Request - Include in the output only the lines from the opening of the records through the line containing "const px = (x: number)", each printed exactly; pictures are omitted.

(Records from a data collection)
# # # # # # #
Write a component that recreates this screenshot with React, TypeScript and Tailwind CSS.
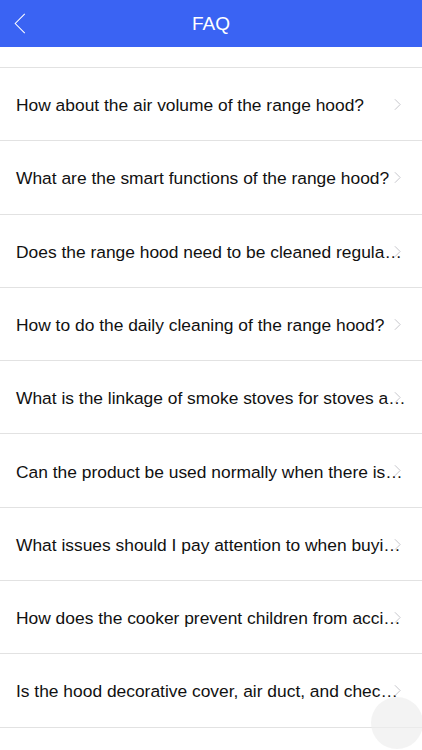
const questions = [
  "How about the air volume of the range hood?",
  "What are the smart functions of the range hood?",
  "Does the range hood need to be cleaned regula…",
  "How to do the daily cleaning of the range hood?",
  "What is the linkage of smoke stoves for stoves a…",
  "Can the product be used normally when there is…",
  "What issues should I pay attention to when buyi…",
  "How does the cooker prevent children from acci…",
  "Is the hood decorative cover, air duct, and chec…",
];

const Chevron = ({ className }: { className?: string }) => (
  <svg viewBox="0 0 8 14" className={className} fill="none">
    <path d="M1 1l6 6-6 6" stroke="currentColor" strokeWidth="1.1" />
  </svg>
);

export default function App() {
  return (
    <div
      className="relative h-[750px] w-[422px] overflow-hidden bg-white"
      style={{ fontFamily: '"Liberation Sans", Arial, sans-serif' }}
    >
      {/* HEADER */}
      <div className="relative flex h-[47px] items-center justify-center bg-[#3a63f3]">
        <svg viewBox="0 0 12 22" className="absolute left-[14px] top-[13px] h-[21px] w-[12px]" fill="none">
          <path d="M11 1L1 11l10 10" stroke="white" strokeWidth="1.1" />
        </svg>
        <span className="pt-[1px] text-[19px] text-white">FAQ</span>
      </div>

      <div className="h-[21px] border-b border-[#e2e2e2]" />

      {questions.map((q) => (
        <div key={q} className="relative flex h-[73.3px] items-center border-b border-[#e2e2e2] pl-4">
          <span className="whitespace-nowrap pt-[2px] text-[17.4px] text-[#111]">{q}</span>
          <Chevron className="absolute right-[21px] top-[30px] h-[13px] w-[7px] text-[#c4c4c9]" />
        </div>
      ))}

      <div className="absolute left-[371px] top-[697px] h-[52px] w-[52px] rounded-full bg-[#eeeeee]/70" />
    </div>
  );
}
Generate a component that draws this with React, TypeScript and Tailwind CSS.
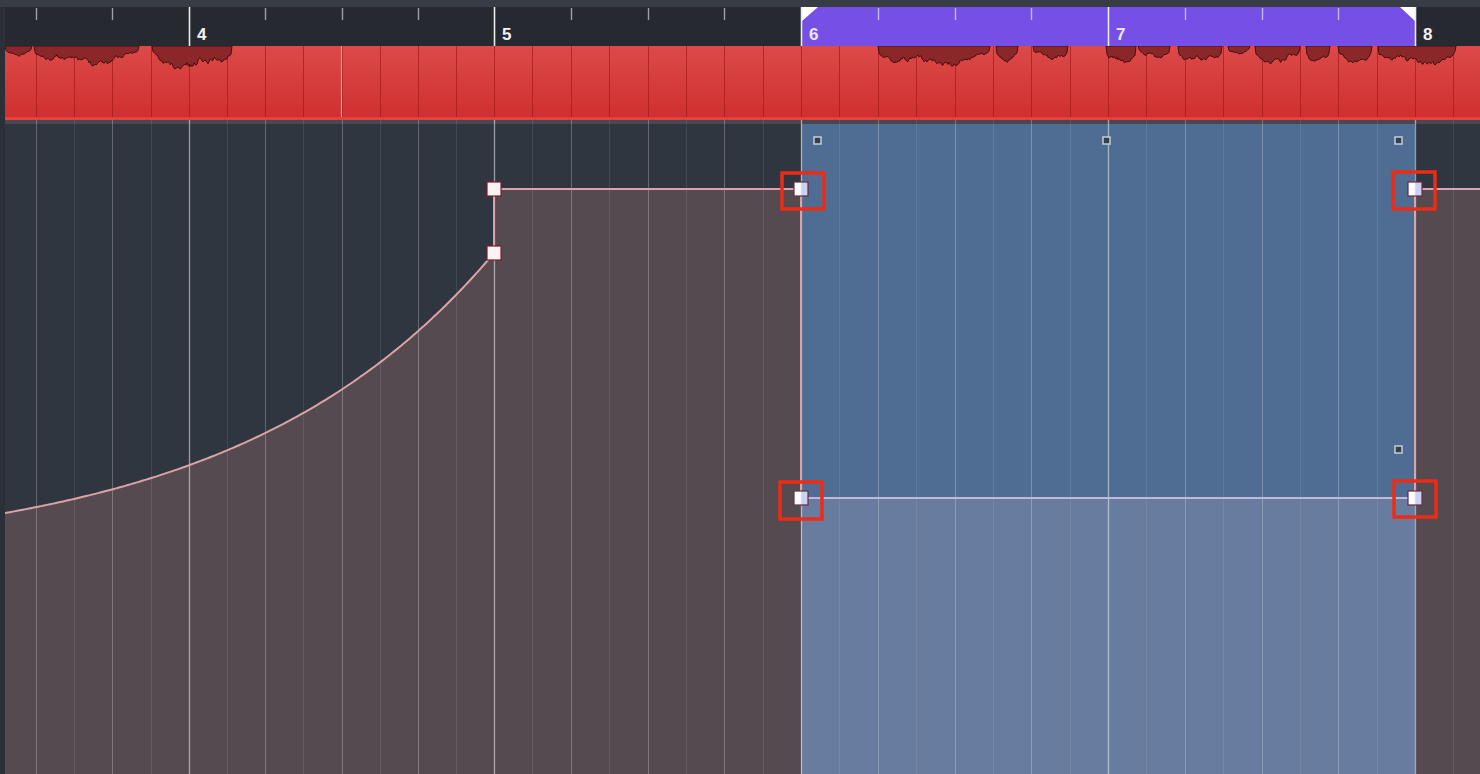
import React from "react";

// bar line positions measured from the timeline (bars 3..9)
const BARS: Record<number, number> = { 3: -118, 4: 189, 5: 494, 6: 801, 7: 1108, 8: 1415, 9: 1722 };
const px = (x: number) => Math.round(x) + 0.5;

type Kind = "bar" | "beat" | "eighth";
const grid: { x: number; kind: Kind }[] = [];
for (let b = 3; b <= 8; b++) {
  const a = BARS[b];
  const w = (BARS[b + 1] - a) / 8;
  for (let i = 0; i < 8; i++) {
    const x = a + i * w;
    if (x < 5 || x > 1480) continue;
    grid.push({ x: px(x), kind: i === 0 ? "bar" : i % 2 === 0 ? "beat" : "eighth" });
  }
}

// seeded noise for the waveform
let seed = 11;
const rnd = () => {
  seed = (seed * 16807) % 2147483647;
  return (seed - 1) / 2147483646;
};

const waveSegments: [number, number, number][] = [
  [5, 32, 11],
  [34, 139, 21],
  [152, 232, 27],
  [878, 990, 23],
  [996, 1018, 18],
  [1033, 1068, 15],
  [1106, 1136, 24],
  [1138, 1170, 15],
  [1178, 1222, 22],
  [1228, 1250, 10],
  [1255, 1300, 21],
  [1306, 1330, 20],
  [1338, 1372, 19],
  [1378, 1456, 23],
];

const wavePaths = waveSegments.map(([a, b, d]) => {
  let p = `M${a},46`;
  const ph = rnd() * 6;
  let prev = 0;
  for (let x = a; x <= b; x += 1) {
    const t = (x - a) / (b - a);
    const env = Math.pow(Math.sin(Math.PI * t), 0.3);
    const raw =
      0.68 + 0.14 * Math.sin(x * 0.1 + ph) + 0.08 * Math.sin(x * 0.42 + ph * 3) + 0.3 * (rnd() - 0.5);
    const n = x === a ? raw : prev * 0.45 + raw * 0.55;
    prev = n;
    p += ` L${x},${(46 + d * env * n).toFixed(1)}`;
  }
  return p + ` L${b},46 Z`;
});

// exponential automation ramp
const K = 1.9;
const curvePts: string[] = [];
for (let x = 5; x <= 494; x += 3) {
  const t = (x - 5) / 489;
  const y = 513 - (260 * (Math.exp(K * t) - 1)) / (Math.exp(K) - 1);
  curvePts.push(`${x},${y.toFixed(2)}`);
}
curvePts.push("494,253");
const curve = "M" + curvePts.join(" L");

const gridStroke = (k: Kind) =>
  k === "bar" ? "rgba(255,255,255,0.5)" : k === "beat" ? "rgba(255,255,255,0.25)" : "rgba(255,255,255,0.09)";

const Ruler = () => (
  <div className="relative h-[39px] bg-[#26292f]">
    <svg className="absolute inset-0" width={1475} height={39} viewBox="5 7 1475 39">
      <rect x={801.5} y={7} width={614} height={39} fill="#764fe6" />
      <polygon points="802,7 818,7 802,21" fill="#ffffff" />
      <polygon points="1400,7 1415,7 1415,21" fill="#ffffff" />
      {grid
        .filter((g) => g.kind === "beat")
        .map((g) => (
          <line
            key={g.x}
            x1={g.x}
            x2={g.x}
            y1={8}
            y2={20}
            stroke={g.x > 801 && g.x < 1415 ? "#c8b8f4" : "#9ba1a9"}
            strokeWidth={1.4}
          />
        ))}
      {[4, 5, 6, 7, 8].map((b) => (
        <line key={b} x1={px(BARS[b])} x2={px(BARS[b])} y1={7} y2={46} stroke="#ececec" strokeWidth={1.6} />
      ))}
    </svg>
    {[4, 5, 6, 7, 8].map((b) => (
      <span
        key={b}
        className={`absolute top-[19px] text-[17px] font-bold leading-none font-['Liberation_Sans',Arial,sans-serif] ${
          b === 6 || b === 7 ? "text-[#ede8ff]" : "text-[#f2f2f2]"
        }`}
        style={{ left: BARS[b] + 3 }}
      >
        {b}
      </span>
    ))}
  </div>
);

const Lane = () => (
  <div className="h-[74px]">
    <svg width={1475} height={74} viewBox="5 46 1475 74" className="block">
      <defs>
        <linearGradient id="lane" x1="0" y1="0" x2="0" y2="1">
          <stop offset="0" stopColor="#dc4a49" />
          <stop offset="1" stopColor="#ce2f2e" />
        </linearGradient>
      </defs>
      <rect x={5} y={46} width={1475} height={74} fill="url(#lane)" />
      {grid.map((g) => (
        <line key={g.x} x1={g.x} x2={g.x} y1={46} y2={118} stroke="#a81a1c" strokeOpacity={0.75} strokeWidth={1} />
      ))}
      <line x1={341.5} x2={341.5} y1={46} y2={118} stroke="#f39a98" strokeWidth={1.2} />
      {wavePaths.map((d, i) => (
        <path key={i} d={d} fill="#8a2829" stroke="#3a0b0d" strokeWidth={0.9} strokeLinejoin="round" />
      ))}
      <rect x={5} y={117} width={1475} height={3} fill="#e8403e" />
    </svg>
  </div>
);

const Node = ({ x, y, sel }: { x: number; y: number; sel?: boolean }) => (
  <rect
    x={x - 7}
    y={y - 7}
    width={14}
    height={14}
    fill={sel ? "url(#nodeSel)" : "#fff2f4"}
    stroke={sel ? "#6c2a3c" : "#7f1c2b"}
    strokeWidth={1.2}
  />
);

const Handle = ({ x, y }: { x: number; y: number }) => (
  <rect x={x - 3.5} y={y - 3.5} width={7} height={7} fill="#36404c" stroke="#c3cedc" strokeWidth={1.5} />
);

const Frame = ({ x, y, w, h }: { x: number; y: number; w: number; h: number }) => (
  <rect x={x} y={y} width={w} height={h} fill="none" stroke="#ee2b16" strokeWidth={3.5} />
);

const Automation = () => (
  <div className="flex-1">
    <svg width={1475} height={654} viewBox="5 120 1475 654" className="block">
      <defs>
        <linearGradient id="nodeSel" x1="0" y1="0" x2="1" y2="0">
          <stop offset="0.45" stopColor="#ffffff" />
          <stop offset="0.55" stopColor="#c9d3f1" />
        </linearGradient>
      </defs>
      <rect x={5} y={120} width={1475} height={654} fill="#30363f" />
      <path d={`${curve} L494,189 L801,189 L801,774 L5,774 Z`} fill="#554a50" />
      <rect x={1415} y={189} width={65} height={585} fill="#554a50" />
      <rect x={801} y={124} width={614} height={374} fill="#4f6d92" />
      <rect x={801} y={498} width={614} height={276} fill="#687c9f" />
      <rect x={5} y={120} width={1475} height={4} fill="#454a52" />
      {grid.map((g) => (
        <line key={g.x} x1={g.x} x2={g.x} y1={120} y2={774} stroke={gridStroke(g.kind)} strokeWidth={g.kind === "bar" ? 1.3 : 1} />
      ))}
      <path
        d={`${curve} L494,189 L801,189 L801,498`}
        fill="none"
        stroke="#dba2a8"
        strokeWidth={2}
        strokeLinejoin="round"
      />
      <line x1={801} x2={1415} y1={498} y2={498} stroke="#c4b6dc" strokeWidth={2} />
      <path d="M1415,498 L1415,189 L1480,189" fill="none" stroke="#d6a6b4" strokeWidth={2} />
      <Handle x={817.5} y={140.5} />
      <Handle x={1106.5} y={140.5} />
      <Handle x={1398.5} y={140.5} />
      <Handle x={1398.5} y={449.5} />
      <Node x={494} y={189} />
      <Node x={494} y={253} />
      <Node x={801} y={189} sel />
      <Node x={801} y={498} sel />
      <Node x={1415} y={189} sel />
      <Node x={1415} y={498} sel />
      <Frame x={782} y={173} w={42} h={36} />
      <Frame x={1393} y={172} w={42} h={37} />
      <Frame x={780} y={482} w={42} h={37} />
      <Frame x={1394} y={481} w={42} h={36} />
    </svg>
  </div>
);

export default function App() {
  return (
    <div className="flex h-[774px] w-[1480px] flex-col overflow-hidden bg-[#30363f]">
      <div className="h-[7px] bg-[#383d45]" />
      <div className="flex flex-1">
        <div className="w-[5px] bg-[#2b3038]" />
        <div className="flex flex-1 flex-col">
          <Ruler />
          <Lane />
          <Automation />
        </div>
      </div>
    </div>
  );
}
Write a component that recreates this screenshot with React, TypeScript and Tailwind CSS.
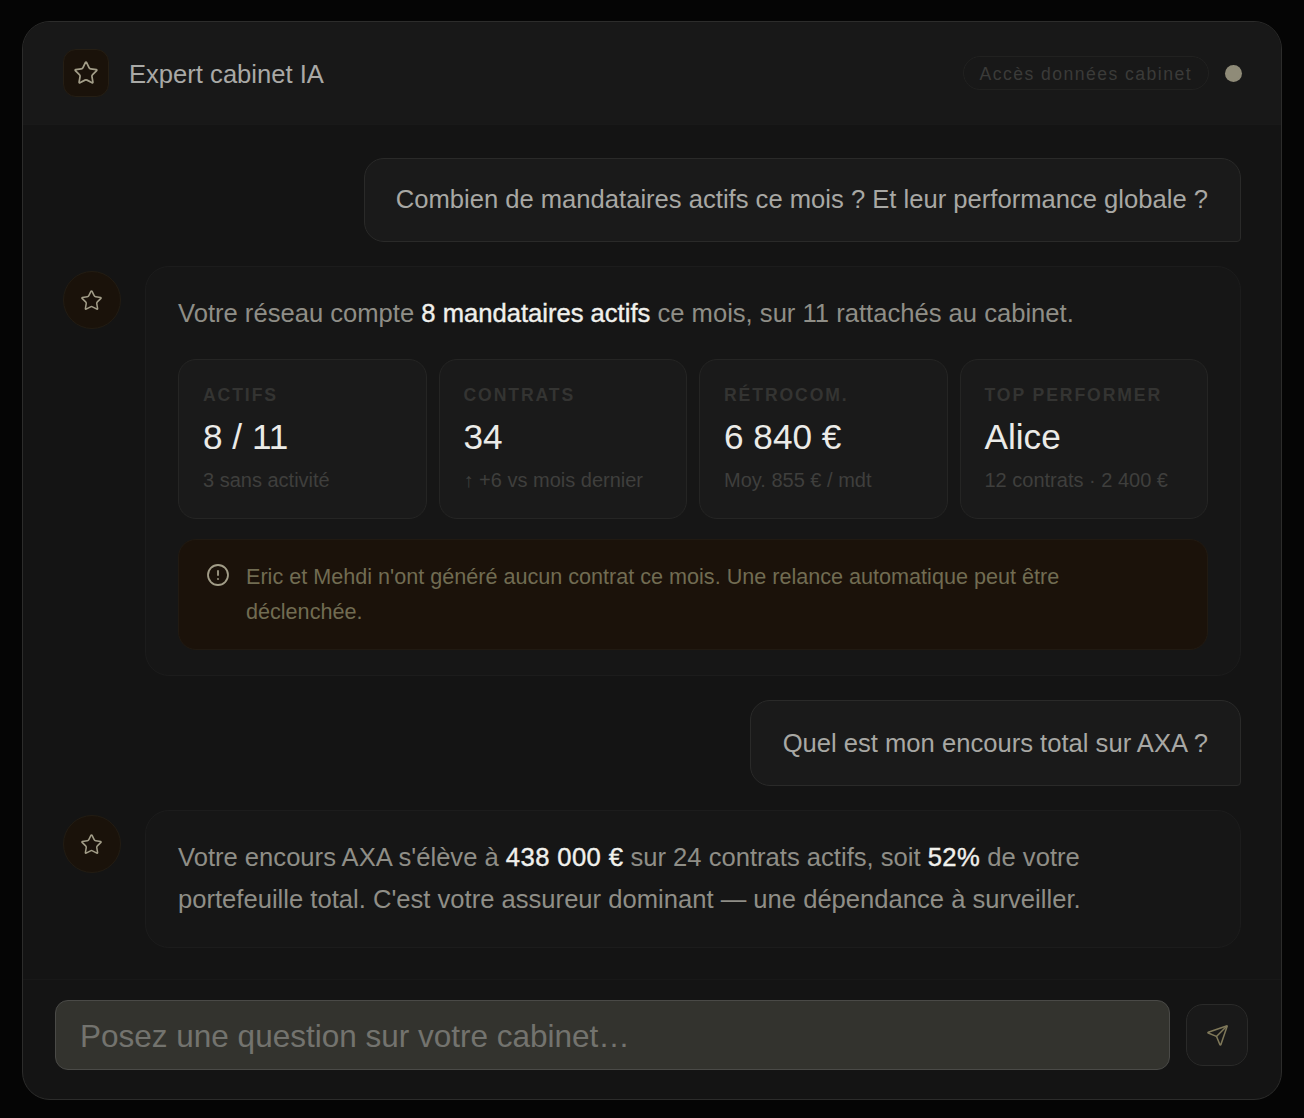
import React from 'react';
import { Star, CircleAlert, Send } from 'lucide-react';

const stats = [
  { label: 'ACTIFS', value: '8 / 11', sub: '3 sans activité' },
  { label: 'CONTRATS', value: '34', sub: '↑ +6 vs mois dernier' },
  { label: 'RÉTROCOM.', value: '6 840 €', sub: 'Moy. 855 € / mdt' },
  { label: 'TOP PERFORMER', value: 'Alice', sub: '12 contrats · 2 400 €' },
];

const Avatar = () => (
  <div className="flex h-[58px] w-[58px] shrink-0 items-center justify-center rounded-full border border-[#221c13] bg-[#1a120a] mt-[5px]">
    <Star size={23} strokeWidth={1.6} className="-ml-[2px] text-[#a29d88]" />
  </div>
);

const Hl = ({ children }: { children: React.ReactNode }) => (
  <span className="text-[#f0f0ec] [-webkit-text-stroke:0.4px_#f0f0ec]">{children}</span>
);

const App = () => {
  return (
    <div className="h-[1118px] bg-[#050505] px-[22px] pt-[21px] pb-[18px] font-['Liberation_Sans',Arial,sans-serif]">
      <div className="flex h-full flex-col overflow-hidden rounded-[28px] border border-[#2c2c2b] bg-[#141414]">
        {/* Header */}
        <div className="flex h-[103px] shrink-0 items-center border-b border-[#191919] bg-[#181818] pl-[40px] pr-[39px]">
          <div className="flex h-[48px] w-[46px] items-center justify-center rounded-[13px] border border-[#251e14] bg-[#1a120a]">
            <Star size={26} strokeWidth={1.6} className="text-[#a29d88]" />
          </div>
          <span className="ml-[20px] pt-[2px] text-[25.6px] text-[#a9a9a6]">Expert cabinet IA</span>
          <div className="ml-auto flex h-[34px] items-center rounded-full border border-[#212120] px-[16px] pt-[2px] text-[17.6px] tracking-[1.45px] text-[#3b3b39]">
            Accès données cabinet
          </div>
          <div className="ml-[16px] h-[17px] w-[17px] rounded-full bg-[#8f8b78]" />
        </div>

        {/* Messages */}
        <div className="flex flex-1 flex-col gap-[24px] px-[40px] pt-[33px]">
          <div className="ml-auto rounded-[20px] rounded-br-[4px] border border-[#2a2a29] bg-[#1a1a1a] pl-[31px] pr-[32px] pt-[21px] pb-[23px] text-[25.6px] leading-[38px] text-[#a8a8a4]">
            Combien de mandataires actifs ce mois ? Et leur performance globale ?
          </div>

          <div className="flex gap-[24px]">
            <Avatar />
            <div className="flex-1 rounded-[24px] border border-[#1c1c1c] bg-[#161616] px-[32px] pt-[25px] pb-[25px]">
              <p className="text-[25.6px] leading-[42px] text-[#8f8e87]">
                Votre réseau compte <Hl>8 mandataires actifs</Hl> ce mois, sur 11 rattachés au cabinet.
              </p>
              <div className="mt-[25px] grid grid-cols-4 gap-[12px]">
                {stats.map((s) => (
                  <div key={s.label} className="h-[160px] rounded-[18px] border border-[#252524] bg-[#1a1a1a] px-[24px] pt-[24px]">
                    <div className="text-[17.6px] leading-[22px] font-bold tracking-[1.9px] text-[#343432]">{s.label}</div>
                    <div className="mt-[9px] text-[35.2px] leading-[44px] text-[#ebebe8]">{s.value}</div>
                    <div className="mt-[8px] text-[20px] leading-[26px] text-[#3f3f3d]">{s.sub}</div>
                  </div>
                ))}
              </div>
              <div className="mt-[20px] flex h-[111px] gap-[16px] rounded-[18px] border border-[#211a12] bg-[#1b120a] pl-[27px] pr-[40px] pt-[19px]">
                <CircleAlert size={24} strokeWidth={1.8} className="mt-[4px] shrink-0 text-[#a29d88]" />
                <p className="text-[21.6px] leading-[35px] text-[#716c52]">
                  Eric et Mehdi n'ont généré aucun contrat ce mois. Une relance automatique peut être déclenchée.
                </p>
              </div>
            </div>
          </div>

          <div className="ml-auto rounded-[20px] rounded-br-[4px] border border-[#2a2a29] bg-[#1a1a1a] px-[32px] py-[22px] text-[25.6px] leading-[40px] text-[#a8a8a4]">
            Quel est mon encours total sur AXA ?
          </div>

          <div className="flex gap-[24px]">
            <Avatar />
            <div className="flex-1 rounded-[24px] border border-[#1c1c1c] bg-[#161616] px-[32px] pt-[25px] pb-[27px] text-[25.6px] leading-[42px] text-[#8f8e87]">
              <p className="max-w-[960px]">
                Votre encours AXA s'élève à <span className="tracking-[0.4px]"><Hl>438 000 €</Hl></span> sur 24 contrats actifs, soit <span className="tracking-[0.4px]"><Hl>52%</Hl></span> de votre portefeuille total. C'est votre assureur dominant — une dépendance à surveiller.
              </p>
            </div>
          </div>
        </div>

        {/* Input */}
        <div className="flex shrink-0 items-center gap-[16px] border-t border-[#181818] pl-[32px] pr-[33px] pt-[20px] pb-[29px]">
          <div className="flex h-[70px] flex-1 items-center rounded-[13px] border border-[#4a4a47] bg-[#33332e] px-[24px] pt-[3px] text-[31.5px] text-[#73736e]">
            Posez une question sur votre cabinet…
          </div>
          <button className="flex h-[62px] w-[62px] shrink-0 items-center justify-center rounded-[17px] border border-[#2a2a29] bg-[#191919]">
            <Send size={23} strokeWidth={1.6} className="text-[#7f7859]" />
          </button>
        </div>
      </div>
    </div>
  );
};

export default App;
# # # # # # #
The output -
Write a component that recreates this screenshot with React, TypeScript and Tailwind CSS.
const questions = [
  "How about the air volume of the range hood?",
  "What are the smart functions of the range hood?",
  "Does the range hood need to be cleaned regula…",
  "How to do the daily cleaning of the range hood?",
  "What is the linkage of smoke stoves for stoves a…",
  "Can the product be used normally when there is…",
  "What issues should I pay attention to when buyi…",
  "How does the cooker prevent children from acci…",
  "Is the hood decorative cover, air duct, and chec…",
];

const Chevron = ({ className }: { className?: string }) => (
  <svg viewBox="0 0 8 14" className={className} fill="none">
    <path d="M1 1l6 6-6 6" stroke="currentColor" strokeWidth="1.1" />
  </svg>
);

export default function App() {
  return (
    <div
      className="relative h-[750px] w-[422px] overflow-hidden bg-white"
      style={{ fontFamily: '"Liberation Sans", Arial, sans-serif' }}
    >
      {/* HEADER */}
      <div className="relative flex h-[47px] items-center justify-center bg-[#3a63f3]">
        <svg viewBox="0 0 12 22" className="absolute left-[14px] top-[13px] h-[21px] w-[12px]" fill="none">
          <path d="M11 1L1 11l10 10" stroke="white" strokeWidth="1.1" />
        </svg>
        <span className="pt-[1px] text-[19px] text-white">FAQ</span>
      </div>

      <div className="h-[21px] border-b border-[#e2e2e2]" />

      {questions.map((q) => (
        <div key={q} className="relative flex h-[73.3px] items-center border-b border-[#e2e2e2] pl-4">
          <span className="whitespace-nowrap pt-[2px] text-[17.4px] text-[#111]">{q}</span>
          <Chevron className="absolute right-[21px] top-[30px] h-[13px] w-[7px] text-[#c4c4c9]" />
        </div>
      ))}

      <div className="absolute left-[371px] top-[697px] h-[52px] w-[52px] rounded-full bg-[#eeeeee]/70" />
    </div>
  );
}
Generate a component that draws this with React, TypeScript and Tailwind CSS.
import React from "react";

// bar line positions measured from the timeline (bars 3..9)
const BARS: Record<number, number> = { 3: -118, 4: 189, 5: 494, 6: 801, 7: 1108, 8: 1415, 9: 1722 };
const px = (x: number) => Math.round(x) + 0.5;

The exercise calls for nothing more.